Created by playwright Jason Craig and composer Dave Malloy — the team responsible for 2008's Beowulf: A Thousand Years of Baggage — Beardo is ambitious, tuneful, and mind-blowingly weird. It's the most fun I've had at a Bay Area show since Thrillpeddlers began digging up old musicals by the Cockettes, and it serves as a fantastic kickoff to Shotgun Players' 20th anniversary season.
If you know even the barest details about the biography of everyone's favorite mad monk, Beardo should offer almost no surprises in terms of story. It's the telling that will throw you for a loop. We first encounter Rasputin (Ashkon Davaran) — who goes by "Beardo" throughout the play — as a peasant who happens to be a mystic, or possibly just a con man. "I see visions and shit," he explains. "It's part of my deal."
The year is 1905. Rasputin wanders into the court of Tsar Nicholas II (Kevin Clarke), an incompetent monarch with a kittenish wife, the Tsarina Alexandra (Anna Ishida), whom everyone calls "the Tsarista." The tsar's court instantly recognizes this "very hairy visionary" as "an outside man looking in." But Alexandra wants to see whether the holy man can heal her son, the "delicate child boy" Alexei (Juliet Heller). Rasputin works wonders with the kid, winning the Tsarista's trust. From there, he charms the rest of the court, promulgating an unorthodox approach to sin and repentance while exhibiting a talent for getting Russian noblewomen into the sack. (If you expect a musical about Rasputin to contain an entire number about his legendarily massive wang, you will not go home disappointed.)

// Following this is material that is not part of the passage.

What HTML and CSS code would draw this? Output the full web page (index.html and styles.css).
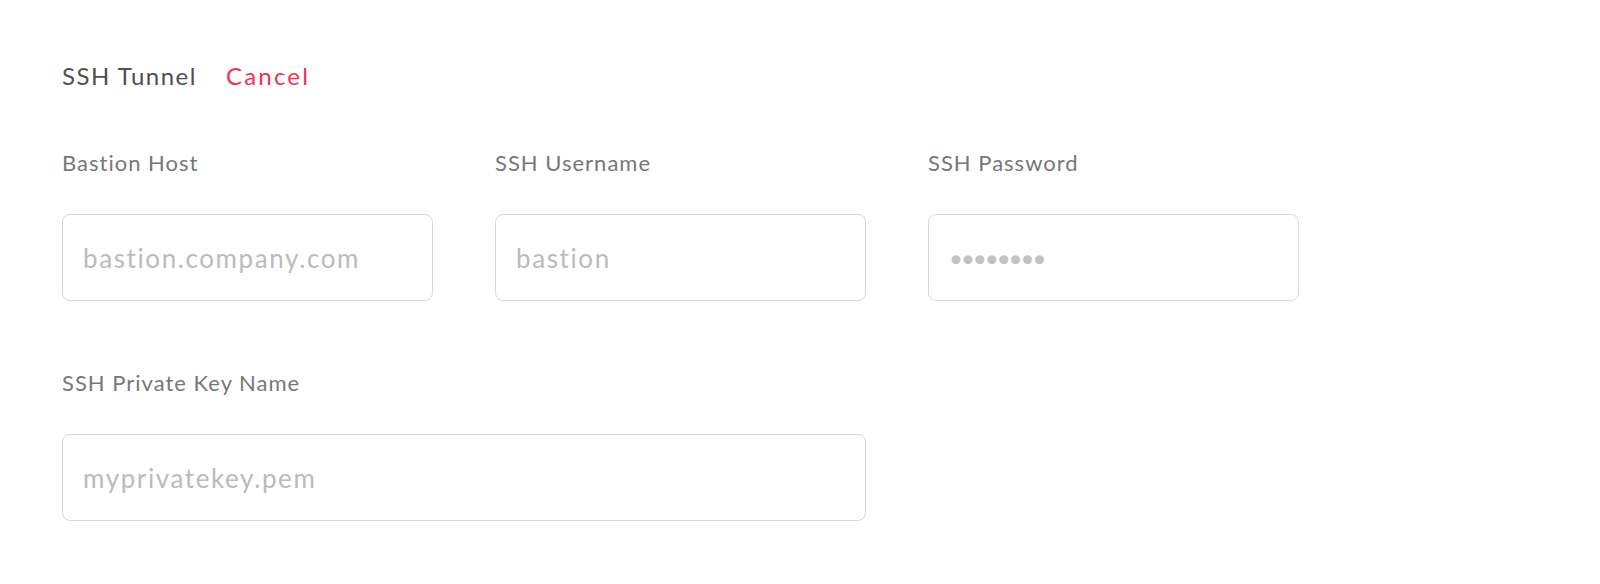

Every aspect of the production is outstanding, beginning with Patrick Dooley's direction. He creates an atmosphere of freewheeling invention, giving his actors and his technical crew plenty of opportunities to show their stuff. As a result, the show thrums with creative energy. Malloy's eclectic, densely textured score, performed by an excellent string quintet, includes echoes of Tuvan cowboy music, Patsy Cline, and Prince, with a little bit of Borodin and Prokofiev thrown in. He even offers up a surprisingly somber choral piece performed by more than three dozen peasants — a brief interval of serious historical context between the second and third acts. Gorgeous as it may be from a musical standpoint, this was the one moment in the show when I grew worried. Would the forces of revolutionary earnestness overcome the zany decadence of the palace? And if so, would I secretly hope that decadence might win? Fortunately, the third act never devolves into humorless agitprop; the choral interlude is just a quick reminder that, while Rasputin hopped from one bed to the next, other peasants undertook a very different kind of subversion, with far more lasting effects.
The book and lyrics, both by Craig, brim with quirky, droll wordplay that only occasionally gets too cute. He's especially good when using repetition for off-the-wall laughs. At one point, Rasputin reminisces about "my field shack, back when I used to live in a shack in a field." Lisa Clark's set — essentially a stand of barren trees — is perfect for a story that, while taking place mostly in a palace, never quite escapes the harsh forest landscape in which it begins. And Christine Crook's costumes are at their best in the second act, when the court sits at a long, ornate table literally held up by two long-suffering servants. I loved the fact that, in her world, the Russian nobility favors gold lamé tights (though I'm not so sure about the heavy emphasis on tutus in act three).
The actors are clearly having a ball. Davaran manages to carry the show as a wild-eyed, charismatic dude who can freak people out even when he's seducing them. Clarke's tsar is lovably ineffectual, and Ishida radiates with comic levels of sexual frustration as the tsarista. Among the mostly top-notch supporting players, Dave Garrett is a pleasure to watch as petty nobleman Yusapoof, and Josh Pollock is a deadpan delight in multiple roles.
"I am already a piece of fiction," Rasputin observes near play's end. The outlandish contemporary accounts of his murder — all of which portray him as hardly less killable than Michael Myers or Freddy Krueger — have been discounted by modern forensic analysis, which suggests that Rasputin died not from poisoning or drowning, but from a gunshot wound to the head. (A widely circulated theory places the gun in the hand of a British spy named Oswald Rayner.) Still, Rasputin was enough of a living legend that even his archenemies saw no need to remember his final moments as conventionally mortal. That's because everyone, at some level, respects a good liar, whether he's a pansexual monk or a playwright just making shit up. And that's why, at the end of Beardo, the audience members jumped to their feet and cheered for an audacious lie extremely well told.